E, pronto! O tempo fechava, escurecia tudinho e puf! A luz sumia...

Ai, que bom que a vela tava acesa, né?

- Eu tinha certeza que minha avó Maria tinha poderes especiais, era mágica, sei lá! Ela sempre sabia “de um tudo”!!! - e a gente nem saía pra buscar enxurrada...

Daí, ela sentava numa cadeira e botava todo mundo em volta da mesa. Meu irmão sentava pertinho de mim, quase colado. E o silêncio tomava conta da cozinha, lugar do fogo sagrado e criativo, enquanto ela passava as pontas dos dedos na toalha de mesa gasta, tentando arrumar.

Era uma eternidade de silêncio, só interrompido pelo trovão, logo após o “relâmpu” clarear tudo...

A história:

A certa altura a avó começava a contar a história do homem que ela conheceu quando morou no interior, lá na fazenda. Ele cuidava de uma boiada e quando percebeu que o tempo “armou”, recolheu o rebanho e foi se recolher também. Só que um bezerro escapou e saiu pelo pasto afora...

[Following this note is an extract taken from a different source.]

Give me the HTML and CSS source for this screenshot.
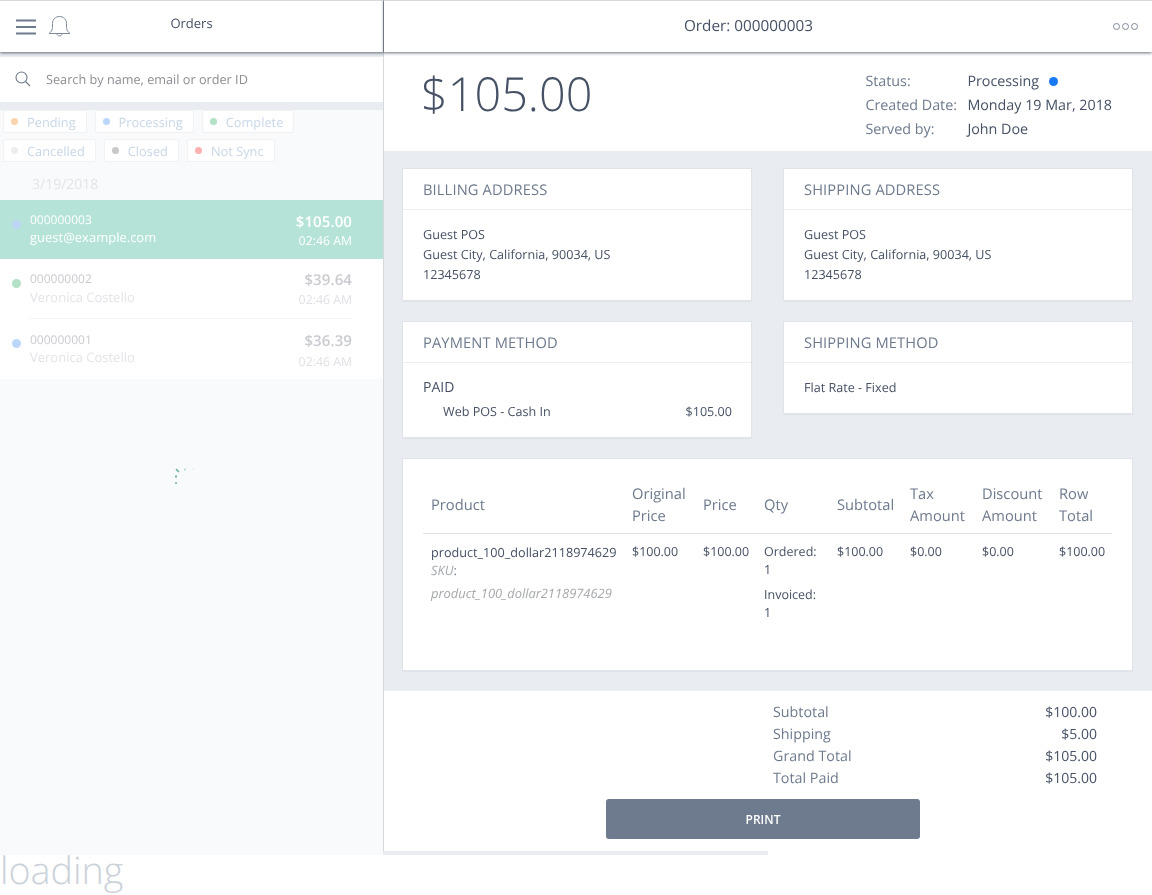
FILE: index.html
```html
<!DOCTYPE html>
<html lang="en">
<head>
    <meta charset="UTF-8">
    <meta name="viewport" content="width=device-width, initial-scale=1.0">
    <title>Orders</title>
    <link rel="stylesheet" href="styles.css">
</head>
<body>
    <div class="app">
        <aside class="sidebar">
            <header class="side-header">
                <svg class="menu-icon" width="20" height="16" viewBox="0 0 20 16">
                    <path d="M0 1.5H20M0 8H20M0 14.5H20" stroke="#6e7b8e" stroke-width="2" fill="none"/>
                </svg>
                <svg class="bell-icon" width="23" height="23" viewBox="0 0 23 23">
                    <path d="M1 18.5c2-1.500 3.500-3 3.500-7.500V8.500C4.500 4.500 7.500 1.500 11.500 1.500s7 3 7 7V11c0 4.500 1.500 6 3.500 7.500ZM9 18.500c0 3.300 5 3.300 5 0" stroke="#7d899a" stroke-width="1" fill="none"/>
                </svg>
                <span class="side-title">Orders</span>
            </header>
            <div class="search-row">
                <svg class="search-icon" width="16" height="16" viewBox="0 0 16 16">
                    <circle cx="6.500" cy="6.500" r="5.500" stroke="#6e7b8e" stroke-width="1.100" fill="none"/>
                    <path d="M10.500 10.500L15 15" stroke="#6e7b8e" stroke-width="1.100"/>
                </svg>
                <div class="search-input">Search by name, email or order ID</div>
            </div>
            <div class="filters">
                <span class="chip"><i class="dot orange"></i>Pending</span>
                <span class="chip"><i class="dot blue"></i>Processing</span>
                <span class="chip"><i class="dot green"></i>Complete</span>
                <span class="chip"><i class="dot light"></i>Cancelled</span>
                <span class="chip"><i class="dot grey"></i>Closed</span>
                <span class="chip"><i class="dot red"></i>Not Sync</span>
            </div>
            <div class="date-label">3/19/2018</div>
            <div class="order-item active">
                <i class="order-dot active-dot"></i>
                <div class="order-left">
                    <div class="order-id">000000003</div>
                    <div class="order-name">guest@example.com</div>
                </div>
                <div class="order-right">
                    <div class="order-total">$105.00</div>
                    <div class="order-time">02:46 AM</div>
                </div>
            </div>
            <div class="order-list">
                <div class="order-item second">
                    <i class="order-dot green"></i>
                    <div class="order-left">
                        <div class="order-id">000000002</div>
                        <div class="order-name">Veronica Costello</div>
                    </div>
                    <div class="order-right">
                        <div class="order-total">$39.64</div>
                        <div class="order-time">02:46 AM</div>
                    </div>
                </div>
                <div class="order-item third">
                    <i class="order-dot blue"></i>
                    <div class="order-left">
                        <div class="order-id">000000001</div>
                        <div class="order-name">Veronica Costello</div>
                    </div>
                    <div class="order-right">
                        <div class="order-total">$36.39</div>
                        <div class="order-time">02:46 AM</div>
                    </div>
                </div>
            </div>
            <div class="spinner-wrap">
                <svg width="20" height="20" viewBox="0 0 20 20">
                    <path d="M1 1L4 4" stroke="#5fb39d" stroke-width="1.500"/>
                    <path d="M1 7.500V9.500" stroke="#3f9f86" stroke-width="1.500"/>
                    <path d="M1 14V16" stroke="#2f8c74" stroke-width="1"/>
                    <path d="M9 1.500H11" stroke="#a8dccc" stroke-width="1.500"/>
                    <path d="M17 1H19" stroke="#d5eee6" stroke-width="1"/>
                </svg>
            </div>
        </aside>
        <main class="detail">
            <header class="detail-header">
                <span class="detail-title">Order: 000000003</span>
                <span class="more"><i></i><i></i><i></i></span>
            </header>
            <section class="summary">
                <div class="grand">$105.00</div>
                <dl class="meta">
                    <dt>Status:</dt><dd>Processing <i class="status-dot"></i></dd>
                    <dt>Created Date:</dt><dd>Monday 19 Mar, 2018</dd>
                    <dt>Served by:</dt><dd>John Doe</dd>
                </dl>
            </section>
            <section class="content">
                <div class="cards">
                    <div class="card">
                        <h3>Billing Address</h3>
                        <div class="card-body">Guest POS<br>Guest City, California, 90034, US<br>12345678</div>
                    </div>
                    <div class="card">
                        <h3>Shipping Address</h3>
                        <div class="card-body">Guest POS<br>Guest City, California, 90034, US<br>12345678</div>
                    </div>
                    <div class="card">
                        <h3>Payment Method</h3>
                        <div class="card-body pay">
                            <div class="paid">PAID</div>
                            <div class="pay-row"><span>Web POS - Cash In</span><span>$105.00</span></div>
                        </div>
                    </div>
                    <div class="card">
                        <h3>Shipping Method</h3>
                        <div class="card-body">Flat Rate - Fixed</div>
                    </div>
                </div>
                <div class="card items">
                    <table>
                        <thead>
                            <tr>
                                <th class="c-product">Product</th>
                                <th class="c-orig">Original Price</th>
                                <th class="c-price">Price</th>
                                <th class="c-qty">Qty</th>
                                <th class="c-sub">Subtotal</th>
                                <th class="c-tax">Tax Amount</th>
                                <th class="c-disc">Discount Amount</th>
                                <th class="c-row">Row Total</th>
                            </tr>
                        </thead>
                        <tbody>
                            <tr>
                                <td>
                                    <div class="product-name">product_100_dollar2118974629</div>
                                    <div class="sku"><em>SKU</em>:</div>
                                    <div class="sku sku-val"><em>product_100_dollar2118974629</em></div>
                                </td>
                                <td>$100.00</td>
                                <td>$100.00</td>
                                <td class="qty-cell">
                                    <div>Ordered: 1</div>
                                    <div class="invoiced">Invoiced: 1</div>
                                </td>
                                <td>$100.00</td>
                                <td>$0.00</td>
                                <td>$0.00</td>
                                <td>$100.00</td>
                            </tr>
                        </tbody>
                    </table>
                </div>
            </section>
            <section class="totals">
                <div class="total-row"><span>Subtotal</span><b>$100.00</b></div>
                <div class="total-row"><span>Shipping</span><b>$5.00</b></div>
                <div class="total-row"><span>Grand Total</span><b>$105.00</b></div>
                <div class="total-row"><span>Total Paid</span><b>$105.00</b></div>
            </section>
            <button class="print">PRINT</button>
        </main>
    </div>
    <div class="strip"><span class="strip-left"></span><span class="strip-right"></span></div>
    <div class="loading">loading</div>
</body>
</html>
```

FILE: styles.css
```css
/* General Styles */
* {
    box-sizing: border-box;
}

html, body {
    height: 100%;
}

body {
    margin: 0;
    font-family: 'Open Sans', sans-serif;
    text-rendering: geometricPrecision;
    background-color: #fff;
    color: #465165;
    overflow: hidden;
}

.app {
    display: flex;
    height: 851px;
    will-change: transform;
}

/* Sidebar */
.sidebar {
    width: 384px;
    flex: none;
    display: flex;
    flex-direction: column;
    background-color: #f9fafc;
    border-right: 1px solid #d5d8dd;
}

.side-header {
    height: 52px;
    flex: none;
    display: flex;
    align-items: center;
    margin-right: -1px;
    padding: 0 16px;
    background-color: #fff;
    border-top: 1px solid #d8d8d8;
    border-right: 1px solid #8f9296;
    box-shadow: 0 1px 3px rgba(40, 50, 70, 0.7);
    position: relative;
}

.menu-icon {
    flex: none;
}

.bell-icon {
    flex: none;
    margin-left: 12px;
}

.side-title {
    flex: 1;
    text-align: center;
    font-size: 13px;
    margin-left: -55px;
    margin-top: -8px;
}

.search-row {
    height: 50px;
    flex: none;
    display: flex;
    align-items: center;
    background-color: #fff;
    border-top: 5px solid #e9ecf0;
    padding: 0 0 2px 15px;
}

.search-icon {
    flex: none;
}

.search-input {
    flex: 1;
    margin-left: 4px;
    padding-left: 11px;
    font-size: 12.700px;
    color: #8c8f94;
}

.filters {
    display: flex;
    flex-wrap: wrap;
    flex: none;
    gap: 6px 8px;
    padding: 0 61px 0 3px;
    background-color: #f9fafc;
    border-top: 8px solid #e9ecf0;
}

.chip {
    display: inline-flex;
    align-items: center;
    height: 23px;
    padding: 0 10px 0 7px;
    background-color: #fff;
    border: 1px solid #f1f2f5;
    border-radius: 2px;
    font-size: 12.800px;
    color: #c8d7e8;
}

.dot {
    width: 7px;
    height: 7px;
    border-radius: 50%;
    margin-right: 9px;
}

.orange { background-color: #fbd3ac; }
.blue { background-color: #bcd7fb; }
.green { background-color: #b4e0c5; }
.light { background-color: #ebedee; }
.grey { background-color: #c8c8c8; }
.red { background-color: #fdb0b0; }

.date-label {
    height: 38px;
    flex: none;
    padding: 13px 0 0 32px;
    font-size: 14px;
    color: #e2e4e8;
}

.order-item {
    display: flex;
    align-items: flex-start;
    position: relative;
    padding-left: 30px;
    padding-right: 31px;
}

.order-item.active {
    height: 59px;
    flex: none;
    padding-top: 11px;
    background-color: #b5e3d7;
    color: #fff;
}

.order-dot {
    position: absolute;
    left: 12px;
    top: 20px;
    width: 9px;
    height: 9px;
    border-radius: 50%;
}

.active-dot {
    background-color: #bdd6f6;
}

.order-left {
    flex: 1;
}

.order-id {
    font-size: 12px;
    line-height: 18px;
    color: #c9cbd0;
}

.order-name {
    font-size: 13px;
    line-height: 18px;
    color: #e2e4e8;
}

.order-right {
    padding-top: 1px;
    text-align: right;
}

.order-total {
    font-size: 15px;
    font-weight: 600;
    line-height: 20px;
    letter-spacing: 0.1px;
    color: #c9cbd0;
}

.order-time {
    font-size: 12.300px;
    line-height: 18px;
    color: #dfe1e5;
}

.active .order-id,
.active .order-name,
.active .order-total,
.active .order-time {
    color: #fff;
}

.active .order-name,
.third .order-name {
    line-height: 17px;
}

.order-list {
    flex: none;
    height: 120px;
    background-color: #fff;
}

.second {
    height: 60px;
    padding-top: 11px;
}

.second::after {
    content: "";
    position: absolute;
    left: 30px;
    right: 30px;
    bottom: 0;
    border-bottom: 1px solid #f4f5f6;
}

.second .order-right {
    margin-top: -1px;
}

.second .order-time {
    margin-top: 1px;
}

.third {
    height: 60px;
    padding-top: 12px;
}

.third .order-right {
    margin-top: -1px;
}

.third .order-time {
    margin-top: 2px;
}

.spinner-wrap {
    padding: 89px 0 0 175px;
    line-height: 0;
}

/* Detail */
.detail {
    flex: 1;
    display: flex;
    flex-direction: column;
    min-width: 0;
}

.detail-header {
    height: 52px;
    flex: none;
    display: flex;
    align-items: center;
    justify-content: center;
    padding-right: 39px;
    position: relative;
    background-color: #fff;
    border-top: 1px solid #d8d8d8;
    box-shadow: 0 1px 3px rgba(40, 50, 70, 0.7);
}

.detail-title {
    font-size: 15.300px;
    margin-top: -2px;
}

.more {
    position: absolute;
    right: 14px;
    top: 22px;
    display: flex;
    gap: 2px;
}

.more i {
    width: 7px;
    height: 7px;
    border: 1px solid #7d899a;
    border-radius: 50%;
}

.summary {
    height: 99px;
    flex: none;
    display: flex;
    justify-content: space-between;
    padding: 0 40px 0 37px;
    background-color: #fff;
}

.grand {
    font-size: 46.800px;
    font-weight: 300;
    line-height: 60px;
    margin-top: 11px;
}

.meta {
    margin: 20px 0 0;
    display: grid;
    grid-template-columns: 102px auto;
    grid-auto-rows: 24px;
    font-size: 14.300px;
    line-height: 20px;
}

.meta dt {
    color: #6e7b8e;
}

.meta dd {
    margin: 0;
}

.status-dot {
    display: inline-block;
    width: 9px;
    height: 9px;
    margin-left: 6px;
    border-radius: 50%;
    background-color: #1979f5;
}

.content {
    flex: none;
    height: 540px;
    padding: 18px 20px 0 19px;
    background-color: #e9ecf1;
}

.cards {
    display: grid;
    grid-template-columns: 348px 348px;
    column-gap: 33px;
    row-gap: 22px;
    align-items: start;
}

.card {
    background-color: #fff;
    box-shadow: 0 0 0 1px #e0e3e8, 0 1px 2px rgba(60, 70, 90, 0.15);
    margin: 0;
}

.card h3 {
    margin: 0;
    height: 41px;
    padding: 11px 20px 0;
    font-size: 14.700px;
    font-weight: 400;
    line-height: 20px;
    letter-spacing: 0.12px;
    text-transform: uppercase;
    color: #6e7b8e;
    border-bottom: 1px solid #eceef1;
}

.card-body {
    padding: 15px 20px 15px;
    font-size: 12.600px;
    line-height: 20px;
}

.pay {
    padding: 14px 19px 15px 20px;
}

.paid {
    font-size: 14px;
    line-height: 22px;
}

.pay-row {
    display: flex;
    justify-content: space-between;
    padding-left: 20px;
    margin-top: 3px;
}

.items {
    margin-top: 22px;
    height: 211px;
    padding: 22px 20px 0;
}

table {
    width: 100%;
    border-collapse: collapse;
    table-layout: fixed;
}

th {
    padding: 0 8px 4px;
    text-align: left;
    font-size: 14.700px;
    font-weight: 400;
    line-height: 22px;
    vertical-align: middle;
    height: 52px;
    color: #6e7b8e;
    border-bottom: 1px solid #dfe2e6;
}

td {
    padding: 9px 8px 0;
    font-size: 12.500px;
    line-height: 18px;
    vertical-align: top;
}

.c-product { width: 201px; }
.c-orig { width: 71px; }
.c-price { width: 61px; }
.c-qty { width: 73px; }
.c-sub { width: 73px; }
.c-tax { width: 72px; }
.c-disc { width: 77px; }

.product-name {
    font-size: 12.650px;
    white-space: nowrap;
}

.sku {
    font-size: 12.900px;
    color: #6e7b8e;
}

.sku em {
    color: #a5a8ad;
}

.sku-val {
    margin-top: 5px;
}

.qty-cell {
    line-height: 18.500px;
}

.invoiced {
    margin-top: 6px;
}

/* Totals */
.totals {
    flex: none;
    padding: 11px 55px 0 389px;
    background-color: #fff;
}

.total-row {
    display: flex;
    justify-content: space-between;
    font-size: 14.300px;
    line-height: 22px;
    color: #6e7b8e;
}

.total-row b {
    font-weight: 400;
    font-size: 14px;
    color: #465165;
}

.print {
    display: block;
    width: 314px;
    height: 40px;
    margin: 9px 0 0 222px;
    border: 0;
    border-radius: 3px;
    background-color: #6e7b8e;
    color: #fff;
    font-family: inherit;
    font-size: 12px;
    font-weight: 600;
}

/* Bottom */
.strip {
    display: flex;
    height: 4px;
    width: 768px;
}

.strip-left {
    width: 383px;
    background-color: #f9fafc;
}

.strip-right {
    flex: 1;
    background-color: #e9ecf1;
}

.loading {
    font-size: 37.700px;
    font-weight: 300;
    line-height: 32px;
    color: #ccd2da;
}
```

O homem (que cada vez que ela contava a história tinha um nome diferente) ia sair pra buscar o bezerro, mas sua avó disse pra ele não sair não, que era perigoso andar fora de casa em dia de temporal, tem muito “relâmpu”...pode morrer até!! Ele nem deu bola pro que a avó disse e saiu, em busca do bezerro. Não voltou. Encontraram o coitado no dia seguinte, debaixo de uma árvore perto do descampado: torradinho! Caiu um “relâmpu” bem no meio do “cucurutu” dele!!!

Êita, que a gente nem respirava de tanto medo! E quando dava de dar um relâmpago daqueles que iluminam tudo, justo na hora que ela contava a parte do “torradinho”? Ai, que meu irmão só faltava enterrar a cabeça no meu sovaco.

Pois é, em um desses dias de temporal e de histórias - sempre terríveis - ela contava a parte que o homem estava embaixo da árvore, quando caiu um raio em cima do pé de abacate da tia Sonoe! Vixe, que foi uma gritaiada só, uma choradeira e até minha avó, que tentou disfarçar ficou com medo. Bem que eu vi, dentro do olho azul dela, o medinho iluminado pelo clarão do raio e depois da vela...

E agora, ainda chove por aqui. Já não temos mais a avó Maria pra contar histórias em dias de chuva, mas, se chove, inevitavelmente eu lembro do medinho dentro daquelo olho azul especial.